## SAT Physics Subject Test

## Chapter 10 Direct Current Circuits

### RESISTANCE–CAPACITANCE (RC) CIRCUITS

Capacitors are typically charged by batteries. Once the switch in the diagram on the left is closed, electrons are attracted to the positive terminal of the battery and leave the top plate of the capacitor. Electrons also accumulate on the bottom plate of the capacitor, and this continues until the voltage across the capacitor plates matches the emf of the battery. When this condition is reached, the current stops and the capacitor is fully charged.

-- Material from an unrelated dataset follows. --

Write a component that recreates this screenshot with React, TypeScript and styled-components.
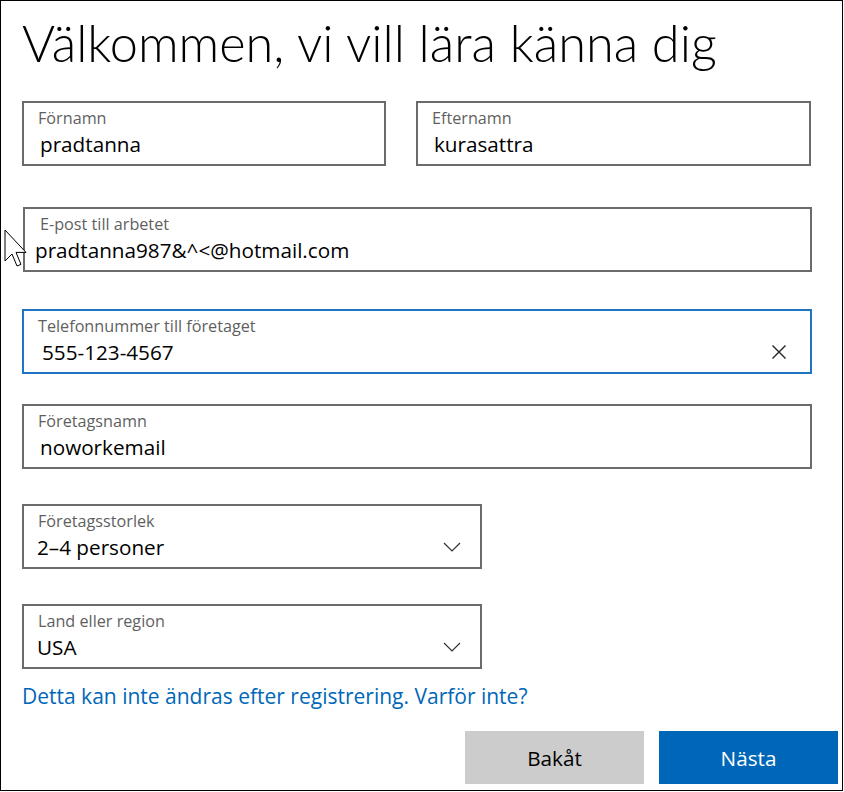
import React from "react";
import styled, { createGlobalStyle } from "styled-components";

const GlobalStyle = createGlobalStyle`
  html, body { margin: 0; padding: 0; background: #fff; }
  body { font-family: "Open Sans", "Noto Sans", sans-serif; }
`;

const Frame = styled.div`
  position: relative;
  box-sizing: border-box;
  width: 843px;
  height: 791px;
  border: 1px solid #000;
  padding: 0 0 0 21px;
  display: flex;
  flex-direction: column;
`;

const Title = styled.h1`
  margin: 8px 0 0 0;
  font-family: "Lato", sans-serif;
  font-weight: 300;
  font-size: 50.5px;
  line-height: 68px;
  color: #000;
  white-space: nowrap;
`;

const Row = styled.div<{ $top: number }>`
  display: flex;
  gap: 30px;
  margin-top: ${(p) => p.$top}px;
`;

const Box = styled.div<{ $w: number; $focus?: boolean; $dx?: number }>`
  box-sizing: border-box;
  width: ${(p) => p.$w}px;
  height: 65px;
  margin-left: ${(p) => p.$dx ?? 0}px;
  border: 2px solid ${(p) => (p.$focus ? "#1f74c4" : "#6b6b6b")};
  background: #fff;
  padding: 5px 14px 0 14px;
  display: grid;
  grid-template-columns: 1fr auto;
  grid-template-rows: 20px 26px;
  row-gap: 3px;
  align-items: center;
`;

const Label = styled.div<{ $dx?: number }>`
  grid-column: 1 / 3;
  padding-left: ${(p) => p.$dx ?? 0}px;
  font-size: 16.2px;
  line-height: 20px;
  color: #5f5f5f;
  white-space: nowrap;
`;

const Value = styled.div<{ $dx?: number }>`
  margin-left: ${(p) => p.$dx ?? 2}px;
  font-size: 20.7px;
  line-height: 26px;
  color: #000;
  white-space: nowrap;
`;

const IconSlot = styled.div<{ $mr: number }>`
  display: flex;
  align-items: center;
  margin-right: ${(p) => p.$mr}px;
`;

const Link = styled.a`
  margin-top: 13px;
  font-size: 21px;
  line-height: 28px;
  color: #0067b8;
  text-decoration: none;
  white-space: nowrap;
`;

const Footer = styled.div`
  display: flex;
  justify-content: flex-end;
  gap: 15px;
  margin-top: 21px;
  padding-right: 4px;
`;

const Button = styled.button<{ $primary?: boolean }>`
  width: 179px;
  height: 53px;
  border: none;
  background: ${(p) => (p.$primary ? "#0067b8" : "#cccccc")};
  color: ${(p) => (p.$primary ? "#fff" : "#000")};
  font-family: "Open Sans", sans-serif;
  font-size: 20.7px;
  padding: 0;
`;

const Cursor = styled.svg`
  position: absolute;
  left: 3px;
  top: 228px;
`;

const Clear = () => (
  <svg width="16" height="16" viewBox="0 0 16 16">
    <path d="M1.5 1.5 L14.5 14.5 M14.5 1.5 L1.5 14.5" stroke="#222" strokeWidth="1.4" fill="none" />
  </svg>
);

const Chevron = () => (
  <svg width="18" height="10" viewBox="0 0 18 10">
    <path d="M1 1 L9 9 L17 1" stroke="#333" strokeWidth="1.2" fill="none" />
  </svg>
);

export default function App() {
  return (
    <>
      <GlobalStyle />
      <Frame>
        <Title>Välkommen, vi vill lära känna dig</Title>
        <Row $top={24}>
          <Box $w={364}>
            <Label>Förnamn</Label>
            <Value>pradtanna</Value>
          </Box>
          <Box $w={395}>
            <Label>Efternamn</Label>
            <Value>kurasattra</Value>
          </Box>
        </Row>
        <Row $top={41}>
          <Box $w={789} $dx={1}>
            <Label $dx={1}>E-post till arbetet</Label>
            <Value $dx={-4}>pradtanna987&amp;^&lt;@hotmail.com</Value>
          </Box>
        </Row>
        <Row $top={37}>
          <Box $w={790} $focus>
            <Label>Telefonnummer till företaget</Label>
            <Value $dx={4}>555-123-4567</Value>
            <IconSlot $mr={9}>
              <Clear />
            </IconSlot>
          </Box>
        </Row>
        <Row $top={30}>
          <Box $w={790}>
            <Label>Företagsnamn</Label>
            <Value>noworkemail</Value>
          </Box>
        </Row>
        <Row $top={35}>
          <Box $w={460}>
            <Label>Företagsstorlek</Label>
            <Value $dx={-1}>2–4 personer</Value>
            <IconSlot $mr={5}>
              <Chevron />
            </IconSlot>
          </Box>
        </Row>
        <Row $top={35}>
          <Box $w={460}>
            <Label>Land eller region</Label>
            <Value $dx={-1}>USA</Value>
            <IconSlot $mr={5}>
              <Chevron />
            </IconSlot>
          </Box>
        </Row>
        <Link href="#">Detta kan inte ändras efter registrering. Varför inte?</Link>
        <Footer>
          <Button>Bakåt</Button>
          <Button $primary>Nästa</Button>
        </Footer>
        <Cursor width="24" height="40" viewBox="0 0 12 20">
          <path
            d="M0.5 0.5 L0.5 16 L4 12.5 L6.5 18.5 L8.5 17.7 L6 11.7 L11 11.7 Z"
            fill="#fff"
            stroke="#000"
            strokeWidth="0.5"
            strokeLinejoin="miter"
          />
        </Cursor>
      </Frame>
    </>
  );
}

12. Find the charge stored and the voltage across each capacitor in the following circuit, given that ε = 180 V, C_{1} = 30 μ F, *C*_{2} = 60 μ F, and *C*_{3} = 90 μ F.

Here”s How to Crack It

Once the charging currents stop, the voltage across *C*_{3} is equal to the voltage across the battery, so *V*_{3} = 180 V. This gives us *Q*_{3} = *C*_{3}*V*_{3} = (90μF)(180 V) = 16.2 mC. Since *C*_{1} and *C*_{2} are in series, they must store identical amounts of charge, and, from the diagram, the sum of their voltages must equal the voltage of the battery. So if we let *Q* be the charge on each of these two capacitors, then *Q* = *C*_{1}*V*_{1} = *C*_{2}*V*_{2} and *V*_{1} + *V*_{2} = 180 V. The equation *C*_{1}*V*_{1} = *C*_{2}*V*_{2} becomes (30μF)*V*_{1} = (60μF)*V*_{2}, so *V*_{1} = 2*V*_{2}. Substituting this into *V*_{1} + *V*_{2} = 180 V gives us *V*_{1} = 120 V and *V*_{2} = 60 V.The charge stored on each of these capacitors is

(30μF)(120 V) = *C*_{1}*V*_{1} = *C*_{2}*V*_{2} = (60μF)(60 V) = 3.6 mC

13. In the diagram below, *C*_{1} = 2 mF and *C*_{2} = 4 mF. When switch S is open, a battery (which is not shown) is connected between points *a* and *b* and charges capacitor *C*_{1} so that *V _{ab}* = 12 V. The battery is then disconnected.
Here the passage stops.